Monsieur le président Cazeneuve, nous avons reçu, avant-hier, les présidents Juppé, Moudenc et Estrosi et, pour des raisons évidentes, nous avons souhaité, avec Jacqueline Gourault, recevoir, le lendemain, les présidents des conseils départementaux de Haute-Garonne, de Gironde et des Alpes-Maritimes, afin de brosser un tableau complet de la situation dans chaque département.
Quelle est la commande du chef de l'État en la matière ? Premièrement, il convient de faire du sur-mesure dans chaque territoire. Il n'y a pas de modèle lyonnais : ce qui a été fait à Lyon n'a pas vocation à être reproduit partout ailleurs – l'instruction est très claire. Deuxièmement, la volonté locale doit s'exprimer fortement ; c'est la raison pour laquelle nous consultons l'ensemble des élus concernés. Troisièmement, la prévisibilité doit être documentée, qu'il s'agisse des questions financières de la métropole qui absorberait les compétences départementales ou du devenir du conseil départemental, que d'aucuns appellent résiduel – je n'aime pas beaucoup la formule. Cette documentation, réalisée avec les services de l'État, notamment les équipes de la direction générale des collectivités locales (DGCL), est en cours.

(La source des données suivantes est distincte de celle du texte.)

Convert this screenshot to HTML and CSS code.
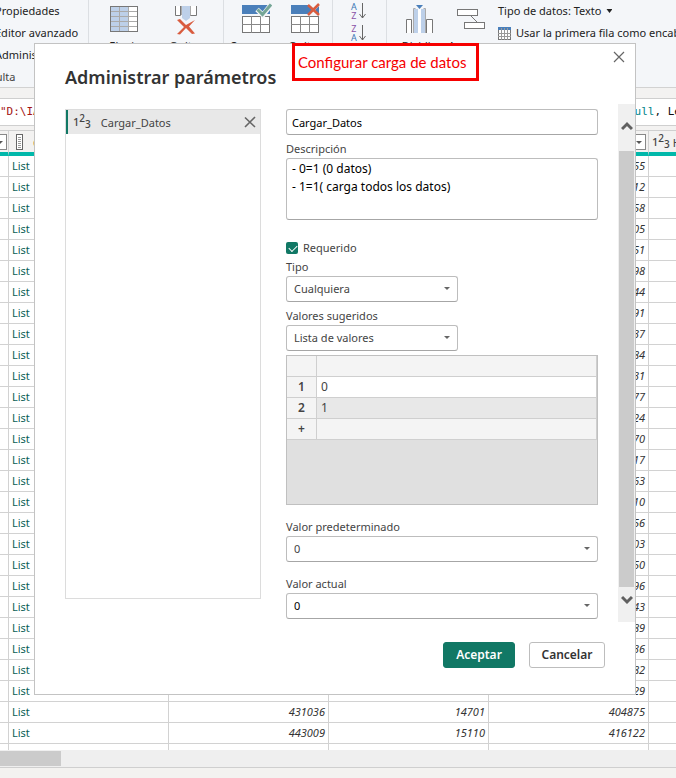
FILE: index.html
```html
<!DOCTYPE html>
<html lang="es">
<head>
<meta charset="utf-8">
<title>Administrar parámetros</title>
<link rel="stylesheet" href="styles.css">
</head>
<body>
<div class="app">
  <header class="ribbon">
    <div class="group group-query">
      <a href="#">Propiedades</a>
      <a href="#">Editor avanzado</a>
      <a href="#">Administrar</a>
      <span>Consulta</span>
    </div>
    <div class="group group-columns">
      <button class="tool" type="button">
        <svg width="30" height="36" viewBox="0 0 30 36"><rect x="1.500" y="3.500" width="27" height="25" fill="#fff"/><path d="M2 4h18v24H2z" fill="#bdd0e9"/><path d="M1 8.500h28M1 13.500h28M1 18.500h28M1 23.500h28M10.500 3v26M19.500 3v26" stroke="#aaa" fill="none"/><rect x="1.500" y="3.500" width="27" height="25" fill="none" stroke="#777"/></svg>
        <span>Elegir</span>
      </button>
      <button class="tool" type="button">
        <svg width="30" height="36" viewBox="0 0 30 36"><path d="M4.500 3v9.500h5V3M19.500 3v9.500h6V3" fill="#fff" stroke="#777"/><path d="M11 3h8v12l-4 3-4-3z" fill="#bdd0e9"/><path d="M10.500 3v9M19.500 3v9" stroke="#aaa"/><path d="M6 17l3-1 6 6 9-5-6 6.500 6 7-3 .5-6-6-6 6.500-3-.5 7-7z" fill="#d95c3f"/></svg>
        <span>Quitar</span>
      </button>
    </div>
    <div class="group group-rows">
      <button class="tool" type="button">
        <svg width="32" height="36" viewBox="0 0 32 36"><path d="M2 2h28v9H2z" fill="#4a7fba"/><rect x="2.500" y="13.500" width="27" height="16" fill="#fff" stroke="#777"/><path d="M2 21.500h28M11.500 13v17M20.500 13v17" stroke="#888"/><path d="M17 6.500l6 5.500L31.500 1" stroke="#f4f6f9" stroke-width="5" fill="none"/><path d="M17.500 6.500l5 5L31 1.500" stroke="#75a696" stroke-width="3" fill="none"/></svg>
        <span>Conservar</span>
      </button>
      <button class="tool" type="button">
        <svg width="32" height="36" viewBox="0 0 32 36"><path d="M2 2h18l3 4-3 5H2z" fill="#4a7fba"/><path d="M30 3v8h-1l-3-4z" fill="#4a7fba"/><rect x="2.500" y="13.500" width="27" height="16" fill="#fff" stroke="#777"/><path d="M2 21.500h28M11.500 13v17M20.500 13v17" stroke="#888"/><path d="M19 2l11 10M30 1L19 12" stroke="#d95c3f" stroke-width="2.500" fill="none"/></svg>
        <span>Quitar</span>
      </button>
    </div>
    <div class="group group-sort">
      <button class="sort" type="button" aria-label="Orden ascendente">
        <span class="az"><b class="blue">A</b><b class="violet">Z</b></span>
        <svg width="7" height="16" viewBox="0 0 7 16"><path d="M3.500 0v15M.5 11l3 4 3-4" stroke="#666" fill="none"/></svg>
      </button>
      <button class="sort" type="button" aria-label="Orden descendente">
        <span class="az"><b class="violet">Z</b><b class="blue">A</b></span>
        <svg width="7" height="16" viewBox="0 0 7 16"><path d="M3.500 0v15M.5 11l3 4 3-4" stroke="#666" fill="none"/></svg>
      </button>
    </div>
    <div class="group group-transform">
      <button class="tool" type="button">
        <svg width="30" height="36" viewBox="0 0 30 36"><path d="M2.500 30V16.500h5V30M22.500 30V16.500h6V30" fill="#fff" stroke="#777"/><path d="M10 6h4v24h-4zM17 6h4v24h-4z" fill="#bdd0e9"/><path d="M14 6h3v24h-3z" fill="#fff"/><path d="M9.500 30V5.500h2M21.500 30V5.500h-2" stroke="#aaa" fill="none"/><path d="M12 2h7l-3.500 4z" fill="#4a7fba"/></svg>
        <span>Dividir</span>
      </button>
      <button class="tool" type="button">
        <svg width="32" height="36" viewBox="0 0 32 36"><rect x="3.500" y="6.500" width="20" height="6" fill="#fff" stroke="#777"/><rect x="10.500" y="19.500" width="20" height="6" fill="#fff" stroke="#777"/><path d="M17 13l6 6" stroke="#777"/></svg>
        <span>Agrupar</span>
      </button>
      <div class="links">
        <a href="#">Tipo de datos: Texto <i class="caret dark"></i></a>
        <a href="#"><svg width="13" height="13" viewBox="0 0 13 13"><rect x=".5" y=".5" width="12" height="12" fill="#fff" stroke="#777"/><path d="M0 0h13v3H0z" fill="#4a7fba"/><path d="M3.500 1v12M6.500 1v12M9.500 1v12M0 6.500h13M0 9.500h13" stroke="#999"/></svg>Usar la primera fila como encabezado</a>
      </div>
    </div>
  </header>

  <div class="formula">
    <span class="string">"D:\IA</span>
    <span class="tail"><span class="keyword">null</span>, Length</span>
  </div>

  <main class="grid-wrap">
    <table class="grid">
      <colgroup><col class="c-edge"><col><col><col><col><col class="c-last"></colgroup>
      <thead>
        <tr>
          <th><i class="filter"></i></th>
          <th class="list-head"><svg width="7" height="16" viewBox="0 0 7 16"><rect x=".5" y=".5" width="6" height="15" fill="#fff" stroke="#666"/><path d="M2 3.500h3M2 5.500h3M2 7.500h3M2 9.500h3M2 11.500h3M2 13.500h3" stroke="#999"/></svg><span>Col</span></th>
          <th></th><th></th>
          <th class="num"><i class="filter"></i></th>
          <th class="typed"><span class="n123">1<sup>2</sup><sub>3</sub></span><span class="col-name">H</span></th>
        </tr>
      </thead>
      <tbody>
        <tr><td></td><td>List</td><td></td><td></td><td>55</td><td></td></tr>
        <tr><td></td><td>List</td><td></td><td></td><td>12</td><td></td></tr>
        <tr><td></td><td>List</td><td></td><td></td><td>58</td><td></td></tr>
        <tr><td></td><td>List</td><td></td><td></td><td>05</td><td></td></tr>
        <tr><td></td><td>List</td><td></td><td></td><td>51</td><td></td></tr>
        <tr><td></td><td>List</td><td></td><td></td><td>98</td><td></td></tr>
        <tr><td></td><td>List</td><td></td><td></td><td>44</td><td></td></tr>
        <tr><td></td><td>List</td><td></td><td></td><td>91</td><td></td></tr>
        <tr><td></td><td>List</td><td></td><td></td><td>37</td><td></td></tr>
        <tr><td></td><td>List</td><td></td><td></td><td>84</td><td></td></tr>
        <tr><td></td><td>List</td><td></td><td></td><td>31</td><td></td></tr>
        <tr><td></td><td>List</td><td></td><td></td><td>77</td><td></td></tr>
        <tr><td></td><td>List</td><td></td><td></td><td>24</td><td></td></tr>
        <tr><td></td><td>List</td><td></td><td></td><td>70</td><td></td></tr>
        <tr><td></td><td>List</td><td></td><td></td><td>17</td><td></td></tr>
        <tr><td></td><td>List</td><td></td><td></td><td>63</td><td></td></tr>
        <tr><td></td><td>List</td><td></td><td></td><td>10</td><td></td></tr>
        <tr><td></td><td>List</td><td></td><td></td><td>56</td><td></td></tr>
        <tr><td></td><td>List</td><td></td><td></td><td>03</td><td></td></tr>
        <tr><td></td><td>List</td><td></td><td></td><td>50</td><td></td></tr>
        <tr><td></td><td>List</td><td></td><td></td><td>96</td><td></td></tr>
        <tr><td></td><td>List</td><td></td><td></td><td>43</td><td></td></tr>
        <tr><td></td><td>List</td><td></td><td></td><td>89</td><td></td></tr>
        <tr><td></td><td>List</td><td></td><td></td><td>36</td><td></td></tr>
        <tr><td></td><td>List</td><td></td><td></td><td>82</td><td></td></tr>
        <tr><td></td><td>List</td><td></td><td></td><td>29</td><td></td></tr>
        <tr><td></td><td>List</td><td>431036</td><td>14701</td><td>404875</td><td></td></tr>
        <tr><td></td><td>List</td><td>443009</td><td>15110</td><td>416122</td><td></td></tr>
        <tr><td></td><td></td><td></td><td></td><td></td><td></td></tr>
      </tbody>
    </table>
  </main>
  <div class="hscroll"><div class="hthumb"></div></div>
  <footer class="status"></footer>
</div>

<section class="dialog" role="dialog" aria-labelledby="dlg-title">
  <button class="close" type="button" aria-label="Cerrar"><svg width="12" height="12" viewBox="0 0 12 12"><path d="M1 1l10 10M11 1L1 11" stroke="#666" stroke-width="1.200"/></svg></button>
  <h1 id="dlg-title">Administrar parámetros</h1>
  <div class="dialog-body">
    <div class="params">
      <div class="param">
        <span class="n123">1<sup>2</sup><sub>3</sub></span>
        <span class="param-name">Cargar_Datos</span>
        <button type="button" class="remove" aria-label="Eliminar"><svg width="12" height="12" viewBox="0 0 12 12"><path d="M1 1.500l10 9.500M11 1L1 11" stroke="#666" stroke-width="1.600"/></svg></button>
      </div>
    </div>
    <form class="form">
      <input class="box" type="text" value="Cargar_Datos" aria-label="Nombre">
      <label class="desc-label" for="desc">Descripción</label>
      <textarea class="box" id="desc">- 0=1 (0 datos)
- 1=1( carga todos los datos)</textarea>
      <div class="check"><input type="checkbox" id="req" checked><label for="req">Requerido</label></div>
      <label for="tipo">Tipo</label>
      <div class="select short"><select class="box" id="tipo"><option>Cualquiera</option></select></div>
      <label class="gap-s" for="sug">Valores sugeridos</label>
      <div class="select short"><select class="box" id="sug"><option>Lista de valores</option></select></div>
      <div class="values">
        <table>
          <tbody>
            <tr><th></th><td></td></tr>
            <tr class="white"><th>1</th><td>0</td></tr>
            <tr class="alt"><th>2</th><td>1</td></tr>
            <tr><th class="plus">+</th><td></td></tr>
          </tbody>
        </table>
      </div>
      <label class="gap-l" for="def">Valor predeterminado</label>
      <div class="select"><select class="box" id="def"><option>0</option></select></div>
      <label class="gap-l" for="act">Valor actual</label>
      <div class="select"><select class="box black" id="act"><option>0</option></select></div>
    </form>
    <div class="vscroll">
      <svg width="12" height="10" viewBox="0 0 12 10"><path d="M1 8l5-5 5 5" stroke="#606060" stroke-width="3" fill="none"/></svg>
      <div class="vthumb"></div>
      <svg width="12" height="10" viewBox="0 0 12 10"><path d="M1 2l5 5 5-5" stroke="#606060" stroke-width="3" fill="none"/></svg>
    </div>
  </div>
  <div class="actions">
    <button class="btn primary" type="button">Aceptar</button>
    <button class="btn" type="button">Cancelar</button>
  </div>
</section>
<div class="note">Configurar carga de datos</div>
</body>
</html>
```
FILE: styles.css
```css
* { box-sizing: border-box; }
body {
  margin: 0;
  font-family: "Noto Sans", "Open Sans", sans-serif;
  font-size: 11px;
  color: #333;
  overflow: hidden;
}
button, input, select, textarea { font: inherit; color: inherit; }
button { background: none; border: 0; padding: 0; }
a { color: inherit; text-decoration: none; }
.app { display: flex; flex-direction: column; height: 100vh; background: #f3f2f1; }

/* Ribbon */
.ribbon { display: flex; flex: none; height: 88px; background: #f4f6f9; border-bottom: 1px solid #d2d2d2; overflow: hidden; color: #222; }
.group { display: flex; flex: none; border-right: 1px solid #dcdfe3; }
.group-query { flex-direction: column; width: 89px; overflow: hidden; line-height: 22px; white-space: nowrap; }
.group-query a { margin-left: -5px; }
.group-query span { margin-left: -30px; color: #444; }
.group-columns { width: 135px; padding-left: 4px; }
.group-rows { width: 109px; padding-left: 8px; gap: 1px; }
.group-sort { width: 54px; flex-direction: column; padding: 2px 0 0 18px; gap: 4px; }
.group-transform { flex: 1; border: 0; padding-left: 6px; }
.tool { display: flex; flex-direction: column; align-items: center; width: 60px; padding-top: 3px; line-height: 14px; height: 60px; }
.group-rows .tool { width: 48px; }
.group-transform .tool { width: 51px; }
.group-columns .tool { width: 62px; }
.sort { display: flex; align-items: center; gap: 2px; height: 18px; }
.az { display: flex; flex-direction: column; font-size: 9px; line-height: 9px; }
.az b { font-weight: 400; }
.blue { color: #3a76b5; }
.violet { color: #8a52a8; }
.links { display: flex; flex-direction: column; margin-left: 3px; line-height: 22px; white-space: nowrap; }
.links a { display: flex; align-items: center; gap: 5px; }
.caret { width: 6px; height: 4px; background: #555; clip-path: polygon(0 0, 100% 0, 50% 100%); }
.dark { background: #222; }

/* Formula bar */
.formula { display: flex; justify-content: space-between; flex: none; height: 28px; margin-top: 10px; background: #fff; border: 1px solid #cfcfcf; border-width: 1px 0; font: 11px/26px "DejaVu Sans Mono", monospace; white-space: nowrap; overflow: hidden; color: #111; }
.string { color: #a31515; }
.tail { width: 48px; }
.keyword { color: #008489; }

/* Data grid */
.grid-wrap { flex: 1; min-height: 0; overflow: hidden; margin-top: 4px; background: #fff; }
.grid { width: 100%; table-layout: fixed; border-collapse: separate; border-spacing: 0; }
.c-edge { width: 9px; }
.c-last { width: 27px; }
.grid th, .grid td { padding: 0; border-right: 1px solid #d2d2d2; overflow: hidden; white-space: nowrap; }
.grid tr > :last-child { border-right: 0; }
.grid th { height: 26px; background: #f3f2f1; border-top: 1px solid #cfcfcf; border-bottom: 4px solid #01b8aa; font-weight: 400; text-align: left; }
.grid td { height: 21px; line-height: 20px; border-bottom: 1px solid #d2d2d2; padding-right: 3px; text-align: right; font-style: italic; }
.grid td:nth-child(2) { padding-left: 3px; text-align: left; font-style: normal; color: #0b5f57; }
.grid td:first-child { padding: 0; }
.grid th.list-head { padding-left: 7px; }
.list-head svg, .list-head span, .typed span { vertical-align: middle; }
.list-head span { margin-left: 10px; color: #a56a35; }
.grid th.typed { padding-left: 3px; color: #444; }
.col-name { margin-left: 3px; }
.grid th.num { text-align: right; padding-right: 2px; }
.filter { display: inline-block; position: relative; width: 15px; height: 16px; border: 1px solid #888; background: #fff; vertical-align: middle; }
.grid th:first-child { direction: rtl; padding-right: 2px; }
.filter::after { content: ""; position: absolute; left: 4px; top: 6px; width: 6px; height: 3px; background: #555; clip-path: polygon(0 0, 100% 0, 50% 100%); }
.hscroll { flex: none; height: 17px; background: #efefef; padding: 1px 0; }
.hthumb { width: 9%; height: 15px; background: #cbcbcb; }
.status { flex: none; height: 11px; background: #f3f2f0; border-top: 1px solid #cfcfcf; }

/* Numeric type mark */
.n123 { font-size: 11px; font-weight: 500; line-height: 16px; white-space: nowrap; color: #444; }
.n123 sup, .n123 sub { font-size: 10px; line-height: 0; }
.n123 sup { vertical-align: 4px; }
.n123 sub { vertical-align: -2px; }

/* Dialog */
.dialog { position: absolute; left: 34px; right: 40px; top: 43px; background: #fff; border: 1px solid #c3c3c3; padding-bottom: 26px; }
.close { position: absolute; right: 10px; top: 7px; line-height: 0; }
.dialog h1 { margin: 0; padding: 19px 30px 13px; font-size: 18px; line-height: 28px; font-weight: 600; color: #333; }
.dialog-body { display: flex; padding-left: 30px; }
.params { flex: none; width: 196px; margin: 5px 25px 23px 0; border: 1px solid #dcdcdc; }
.param { display: flex; align-items: center; height: 24px; padding-left: 5px; padding-right: 4px; background: #e8e8e8; border-left: 2px solid #117865; }
.param-name { flex: 1; margin-left: 10px; color: #444; }
.remove { line-height: 0; }
.form { flex: 1; min-width: 0; display: flex; flex-direction: column; padding-top: 5px; line-height: 18px; color: #444; }
.box { width: 100%; height: 26px; margin: 0; border: 1px solid #bdbdbd; border-bottom-color: #a6a6a6; border-radius: 3px; background: #fff; padding: 0 5px; outline: 0; }
.form label { display: block; height: 18px; }
input.box, textarea.box, .box.black { color: #000; }
.desc-label { margin-top: 5px; }
textarea.box { height: 62px; padding: 1px 5px; font-size: 12px; line-height: 18px; resize: none; overflow: hidden; }
.check { display: flex; align-items: center; gap: 5px; margin-top: 18px; height: 20px; }
.check input { appearance: none; width: 12px; height: 12px; margin: 0; border-radius: 2px; background: #117865; position: relative; }
.check input::after { content: ""; position: absolute; left: 3px; top: 3px; width: 7px; height: 4px; border: solid #fff; border-width: 0 0 1px 1px; transform: rotate(-45deg); }
.select { position: relative; }
.select.short { width: 172px; }
.select::after { content: ""; position: absolute; right: 8px; top: 11px; width: 6px; height: 3px; background: #666; clip-path: polygon(0 0, 100% 0, 50% 100%); pointer-events: none; }
.select select { appearance: none; display: block; padding: 0 7px; }
.form .gap-s { margin-top: 5px; }
.form .gap-l { margin-top: 13px; }
.values { height: 150px; margin-top: 4px; border: 1px solid #c0c0c0; background: #e0e0e0; font-size: 12px; }
.values table { width: 100%; border-collapse: separate; border-spacing: 0; }
.values th, .values td { height: 21px; padding: 0 4px; line-height: 18px; background: #f4f4f4; border-right: 1px solid #cfcfcf; border-bottom: 1px solid #cfcfcf; text-align: left; }
.values th { width: 30px; text-align: center; font-weight: 600; }
.values .white td { background: #fff; }
.values .alt td { background: #e8e8e8; }
.vscroll { flex: none; width: 17px; margin-left: 20px; height: 518px; display: flex; flex-direction: column; align-items: center; background: #f0f0f0; padding: 17px 0; }
.vthumb { flex: 1; width: 15px; margin: 20px 0 8px; background: #cbcbcb; }
.actions { display: flex; justify-content: flex-end; gap: 14px; margin-top: 20px; padding-right: 30px; }
.btn { width: 76px; height: 26px; border: 1px solid #bdbdbd; border-radius: 3px; font-size: 12px; font-weight: 600; line-height: 22px; background: #fff; color: #333; }
.primary { width: 72px; background: #117865; border-color: #117865; color: #fff; }

/* Red callout */
.note { position: absolute; left: 292px; top: 43px; width: 187px; height: 38px; border: 3px solid #f60000; background: #fff; padding-left: 3px; font: 15px/32px "Lato", "Noto Sans", sans-serif; color: #f60000; white-space: nowrap; }
```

Par ailleurs, il faut définir un calendrier qui tienne compte des échéances électorales – mais c'est vous qui déciderez, puisque ces modifications sont d'ordre législatif. Dès lors que les prochaines élections départementales se dérouleront en mars 2021 et les prochaines municipales en mars 2020, on peut imaginer le calendrier suivant : le Premier ministre et le Président de la République prennent une décision à la fin de cette année, voire au début de l'année prochaine ; un projet de loi est rédigé, soumis pour avis au Conseil d'État et présenté en Conseil des ministres au cours du premier semestre de l'année 2019, puis discuté au Parlement avant l'automne 2019. Pour l'instant, Jacqueline Gourault et moi allons poursuivre les consultations : après les présidents des métropoles et les présidents des conseils départementaux, nous allons maintenant recevoir les parlementaires concernés.